● Exercise directions: Reproduce the listing below exactly, beginning with its first line and ending with the line that holds "</app-screen>"; pictures are not part of the copy.

● Given data:

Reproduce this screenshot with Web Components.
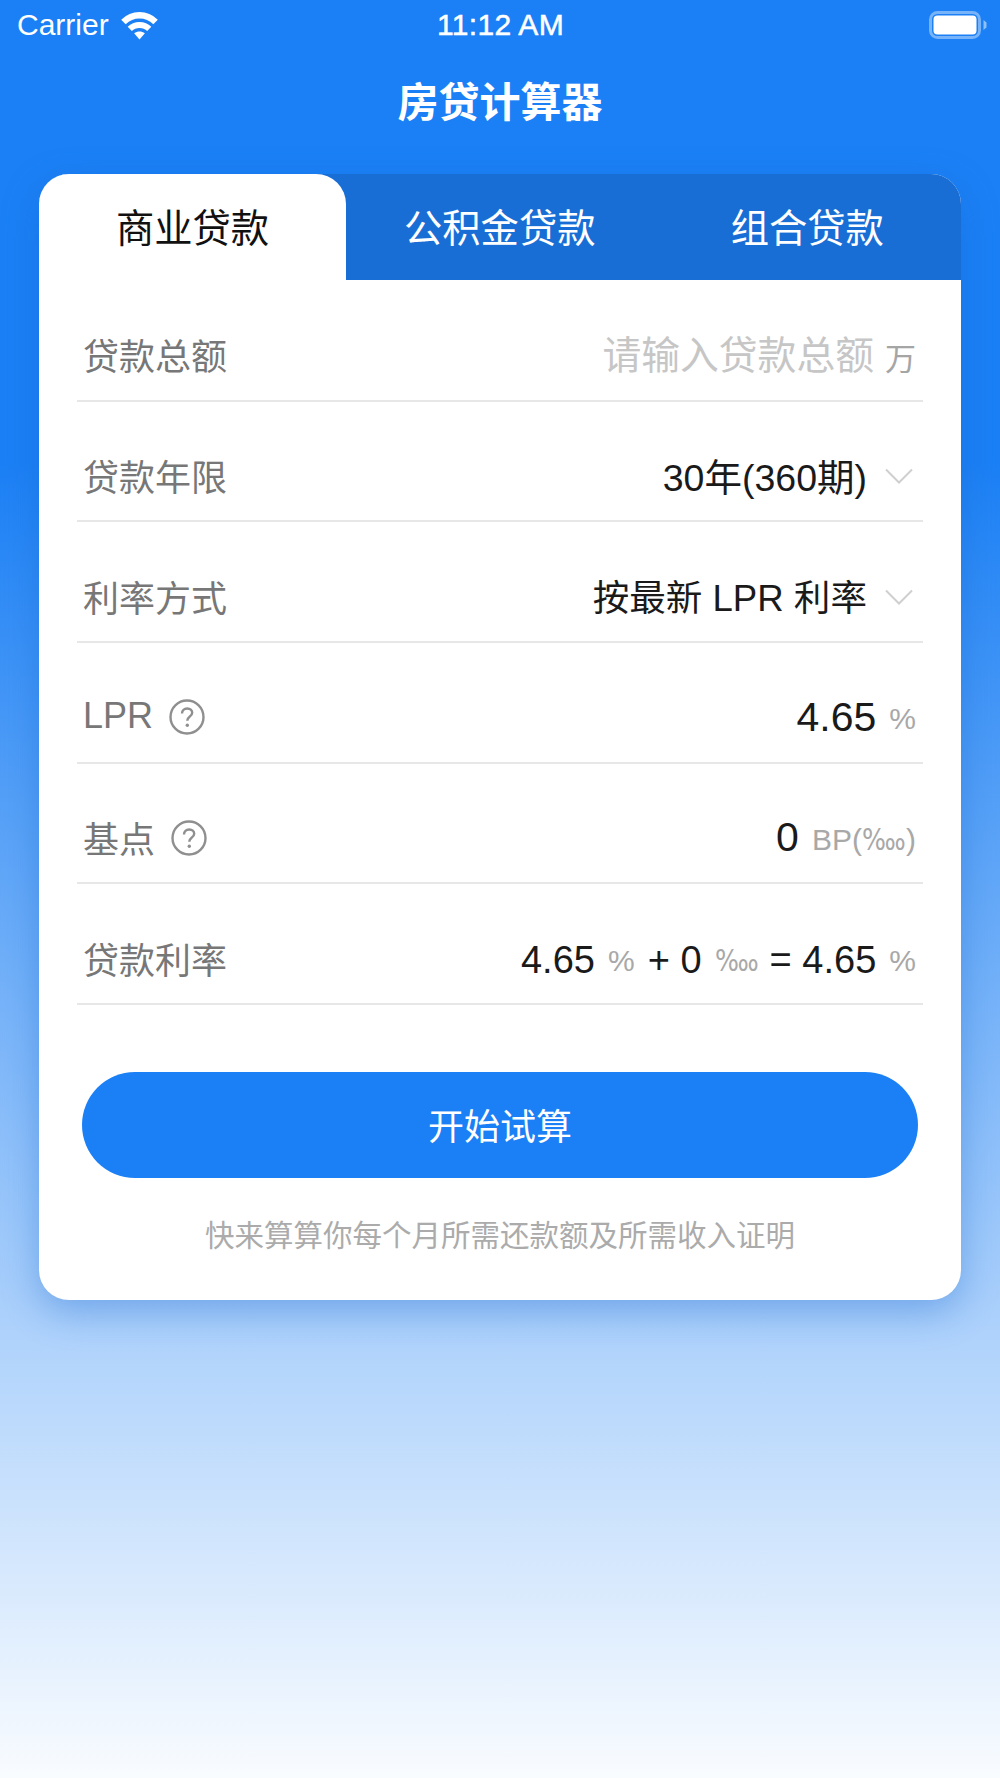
<!DOCTYPE html>
<html lang="zh">
<head>
<meta charset="utf-8">
<title>房贷计算器</title>
<style>
  html, body { margin: 0; height: 100%; }
  body {
    width: 1000px;
    height: 1778px;
    overflow: hidden;
    font-family: "Liberation Sans", "Noto Sans CJK SC", sans-serif;
    background: linear-gradient(#1b80f5 26%, #ffffff 102%);
  }
</style>
</head>
<body>
<app-screen>
  <status-bar slot="status"></status-bar>
  <page-title slot="title">房贷计算器</page-title>
  <loan-card slot="card">
    <loan-tabs slot="tabs"></loan-tabs>
    <form-row label="贷款总额">
      <span style="font-size:38.800px;color:#c6c6c6;position:relative;top:-3px">请输入贷款总额</span>
      <span style="font-size:31px;color:#a5a5a5;margin-left:11px;position:relative;top:1px">万</span>
    </form-row>
    <form-row label="贷款年限" select><span style="font-size:37.500px;color:#1a1a1a;position:relative;top:-1px">30年(360期)</span></form-row>
    <form-row label="利率方式" select><span style="font-size:36.600px;color:#1a1a1a;position:relative;top:-1px">按最新 LPR 利率</span></form-row>
    <form-row label="LPR" help>
      <span style="font-size:41px;color:#1a1a1a">4.65</span>
      <unit-text>%</unit-text>
    </form-row>
    <form-row label="基点" help>
      <span style="font-size:41px;color:#1a1a1a">0</span>
      <unit-text>BP(<per-myriad></per-myriad>)</unit-text>
    </form-row>
    <form-row label="贷款利率">
      <span style="font-size:38px;color:#1a1a1a;position:relative;top:2px">4.65</span>
      <unit-text>%</unit-text>
      <span style="font-size:38px;color:#1a1a1a;margin-left:13px;position:relative;top:2px">+ 0</span>
      <unit-text><per-myriad></per-myriad></unit-text>
      <span style="font-size:38px;color:#1a1a1a;margin-left:11px;position:relative;top:2px">= 4.65</span>
      <unit-text>%</unit-text>
    </form-row>
    <primary-button slot="action">开始试算</primary-button>
    <span slot="note">快来算算你每个月所需还款额及所需收入证明</span>
  </loan-card>
</app-screen>

<script>
class AppScreen extends HTMLElement {
	constructor() {
		super()
		this.attachShadow({ mode: 'open' })
		this.shadowRoot.innerHTML = /* html */ `
      <style>
        :host { display: flex; flex-direction: column; width: 1000px; height: 1778px; }
      </style>
      <slot name="status"></slot>
      <slot name="title"></slot>
      <slot name="card"></slot>
    `
	}
}

class StatusBar extends HTMLElement {
	constructor() {
		super()
		this.attachShadow({ mode: 'open' })
		this.shadowRoot.innerHTML = /* html */ `
      <style>
        :host {
          display: grid;
          grid-template-columns: 1fr auto 1fr;
          align-items: center;
          height: 50px;
          padding: 0 13px 0 17px;
          color: #fff;
          font-size: 30px;
        }
        .left { display: flex; align-items: center; gap: 12px; }
        .right { display: flex; justify-content: flex-end; align-items: center; }
        .time { letter-spacing: .3px; margin-right: 3px; -webkit-text-stroke: .5px #fff; }
        svg { display: block; }
      </style>
      <div class="left">
        <span>Carrier</span>
        <svg width="37" height="29" viewBox="0 0 38 29">
          <path d="M2.500 11C7 6.500 12.500 4 19 4s12 2.500 16.500 7" fill="none" stroke="#fff" stroke-width="6.500"/>
          <path d="M9 18c2.500-2.500 6-4 10-4s7.500 1.500 10 4" fill="none" stroke="#fff" stroke-width="6"/>
          <path d="M13.500 22.500c3.500-2.300 7.500-2.300 11 0l-5.500 6.500z" fill="#fff"/>
        </svg>
      </div>
      <span class="time">11:12 AM</span>
      <div class="right">
        <svg width="58" height="28" viewBox="0 0 58 28">
          <rect x="1.500" y="1.500" width="49" height="25" rx="7" fill="none" stroke="#fff" stroke-opacity=".4" stroke-width="3"/>
          <rect x="4.500" y="4.500" width="43" height="19" rx="4" fill="#fff"/>
          <path d="M54.500 9l3 2.500v5l-3 2.500z" fill="#fff" fill-opacity=".5"/>
        </svg>
      </div>
    `
	}
}

class PageTitle extends HTMLElement {
	constructor() {
		super()
		this.attachShadow({ mode: 'open' })
		this.shadowRoot.innerHTML = /* html */ `
      <style>
        :host {
          display: block;
          height: 124px;
          line-height: 106px;
          text-align: center;
          color: #fff;
          font-size: 41px;
          font-weight: 700;
        }
      </style>
      <slot></slot>
    `
	}
}

class LoanCard extends HTMLElement {
	constructor() {
		super()
		this.attachShadow({ mode: 'open' })
		this.shadowRoot.innerHTML = /* html */ `
      <style>
        :host {
          display: block;
          width: 922px;
          height: 1126px;
          margin-left: 39px;
          border-radius: 30px;
          background: #fff;
          box-shadow: 0 12px 36px rgba(20, 100, 205, .38);
        }
        .rows { padding: 1px 38px 0; }
        .action { display: block; padding: 67px 43px 0 43px; }
        .note {
          margin-top: 39px;
          text-align: center;
          font-size: 29.500px;
          line-height: 38px;
          color: #ababab;
        }
      </style>
      <slot name="tabs"></slot>
      <div class="rows"><slot></slot></div>
      <div class="action"><slot name="action"></slot></div>
      <div class="note"><slot name="note"></slot></div>
    `
	}
}

class LoanTabs extends HTMLElement {
	constructor() {
		super()
		this.attachShadow({ mode: 'open' })
		this.shadowRoot.innerHTML = /* html */ `
      <style>
        :host {
          display: grid;
          grid-template-columns: 307px 1fr 1fr;
          height: 106px;
          background: #196ed6;
          border-radius: 30px 30px 0 0;
          color: #fff;
          font-size: 38.300px;
        }
        .tab { display: flex; align-items: center; justify-content: center; padding-bottom: 4px; }
        .active { background: #fff; color: #111; border-radius: 30px 30px 0 0; }
      </style>
      <div class="tab active">商业贷款</div>
      <div class="tab">公积金贷款</div>
      <div class="tab">组合贷款</div>
    `
	}
}

class FormRow extends HTMLElement {
	constructor() {
		super()
		this.attachShadow({ mode: 'open' })
	}

	connectedCallback() {
		const help = this.hasAttribute('help') ? /* html */ `
      <svg class="help" width="36" height="36" viewBox="0 0 36 36">
        <circle cx="18" cy="18" r="16.500" fill="none" stroke="#8f8f8f" stroke-width="2.400"/>
        <path d="M13 14.500c0-3 2.200-5 5.200-5s5 1.800 5 4.300c0 2-1.200 3-2.600 4-1.500 1.100-2.300 2-2.300 4" fill="none" stroke="#8f8f8f" stroke-width="2.400"/>
        <circle cx="18.300" cy="26.300" r="1.700" fill="#8f8f8f"/>
      </svg>` : ''
		const chevron = this.hasAttribute('select') ? /* html */ `
      <svg class="chevron" width="28" height="16" viewBox="0 0 28 16">
        <path d="M1 1.500l13 13 13-13" fill="none" stroke="#cfcfcf" stroke-width="2"/>
      </svg>` : ''
		this.shadowRoot.innerHTML = /* html */ `
      <style>
        :host {
          display: flex;
          align-items: center;
          justify-content: space-between;
          box-sizing: border-box;
          height: 120.670px;
          padding: 30px 7px 0 6px;
          border-bottom: 2px solid #e7e7e7;
          font-size: 36px;
          color: #777;
        }
        .label { display: flex; align-items: center; gap: 16px; }
        .label span { position: relative; top: -1px; }
        .value { display: flex; align-items: center; font-size: 36px; }
        .help { display: block; }
        .chevron { display: block; margin: 0 3px 0 18px; }
      </style>
      <div class="label"><span>${this.getAttribute('label')}</span>${help}</div>
      <div class="value"><slot></slot>${chevron}</div>
    `
	}
}

class UnitText extends HTMLElement {
	constructor() {
		super()
		this.attachShadow({ mode: 'open' })
		this.shadowRoot.innerHTML = /* html */ `
      <style>
        :host {
          display: inline-block;
          margin-left: 13px;
          font-family: "Liberation Sans", "DejaVu Sans", sans-serif;
          font-size: 30px;
          color: #a8a8a8;
          position: relative;
          top: 2px;
          white-space: nowrap;
        }
      </style>
      <slot></slot>
    `
	}
}

// the per-ten-thousand glyph comes out too wide at unit size, so squeeze it
class PerMyriad extends HTMLElement {
	constructor() {
		super()
		this.attachShadow({ mode: 'open' })
		this.shadowRoot.innerHTML = /* html */ `
      <style>
        :host {
          display: inline-block;
          font-size: 30px;
          margin-right: -8px;
          transform: scaleX(.84);
          transform-origin: left center;
        }
      </style>
      ‱
    `
	}
}

class PrimaryButton extends HTMLElement {
	constructor() {
		super()
		this.attachShadow({ mode: 'open' })
		this.shadowRoot.innerHTML = /* html */ `
      <style>
        :host {
          display: flex;
          align-items: center;
          justify-content: center;
          box-sizing: border-box;
          height: 106px;
          padding-bottom: 2px;
          border-radius: 53px;
          background: #1b80f5;
          color: #fff;
          font-size: 36px;
        }
      </style>
      <slot></slot>
    `
	}
}

customElements.define('app-screen', AppScreen)
customElements.define('status-bar', StatusBar)
customElements.define('page-title', PageTitle)
customElements.define('loan-card', LoanCard)
customElements.define('loan-tabs', LoanTabs)
customElements.define('form-row', FormRow)
customElements.define('unit-text', UnitText)
customElements.define('per-myriad', PerMyriad)
customElements.define('primary-button', PrimaryButton)
</script>
</body>
</html>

● Task answer:
Reproduce this screenshot with Web Components.
<!DOCTYPE html>
<html lang="zh">
<head>
<meta charset="utf-8">
<title>房贷计算器</title>
<style>
  html, body { margin: 0; height: 100%; }
  body {
    width: 1000px;
    height: 1778px;
    overflow: hidden;
    font-family: "Liberation Sans", "Noto Sans CJK SC", sans-serif;
    background: linear-gradient(#1b80f5 26%, #ffffff 102%);
  }
</style>
</head>
<body>
<app-screen>
  <status-bar slot="status"></status-bar>
  <page-title slot="title">房贷计算器</page-title>
  <loan-card slot="card">
    <loan-tabs slot="tabs"></loan-tabs>
    <form-row label="贷款总额">
      <span style="font-size:38.800px;color:#c6c6c6;position:relative;top:-3px">请输入贷款总额</span>
      <span style="font-size:31px;color:#a5a5a5;margin-left:11px;position:relative;top:1px">万</span>
    </form-row>
    <form-row label="贷款年限" select><span style="font-size:37.500px;color:#1a1a1a;position:relative;top:-1px">30年(360期)</span></form-row>
    <form-row label="利率方式" select><span style="font-size:36.600px;color:#1a1a1a;position:relative;top:-1px">按最新 LPR 利率</span></form-row>
    <form-row label="LPR" help>
      <span style="font-size:41px;color:#1a1a1a">4.65</span>
      <unit-text>%</unit-text>
    </form-row>
    <form-row label="基点" help>
      <span style="font-size:41px;color:#1a1a1a">0</span>
      <unit-text>BP(<per-myriad></per-myriad>)</unit-text>
    </form-row>
    <form-row label="贷款利率">
      <span style="font-size:38px;color:#1a1a1a;position:relative;top:2px">4.65</span>
      <unit-text>%</unit-text>
      <span style="font-size:38px;color:#1a1a1a;margin-left:13px;position:relative;top:2px">+ 0</span>
      <unit-text><per-myriad></per-myriad></unit-text>
      <span style="font-size:38px;color:#1a1a1a;margin-left:11px;position:relative;top:2px">= 4.65</span>
      <unit-text>%</unit-text>
    </form-row>
    <primary-button slot="action">开始试算</primary-button>
    <span slot="note">快来算算你每个月所需还款额及所需收入证明</span>
  </loan-card>
</app-screen>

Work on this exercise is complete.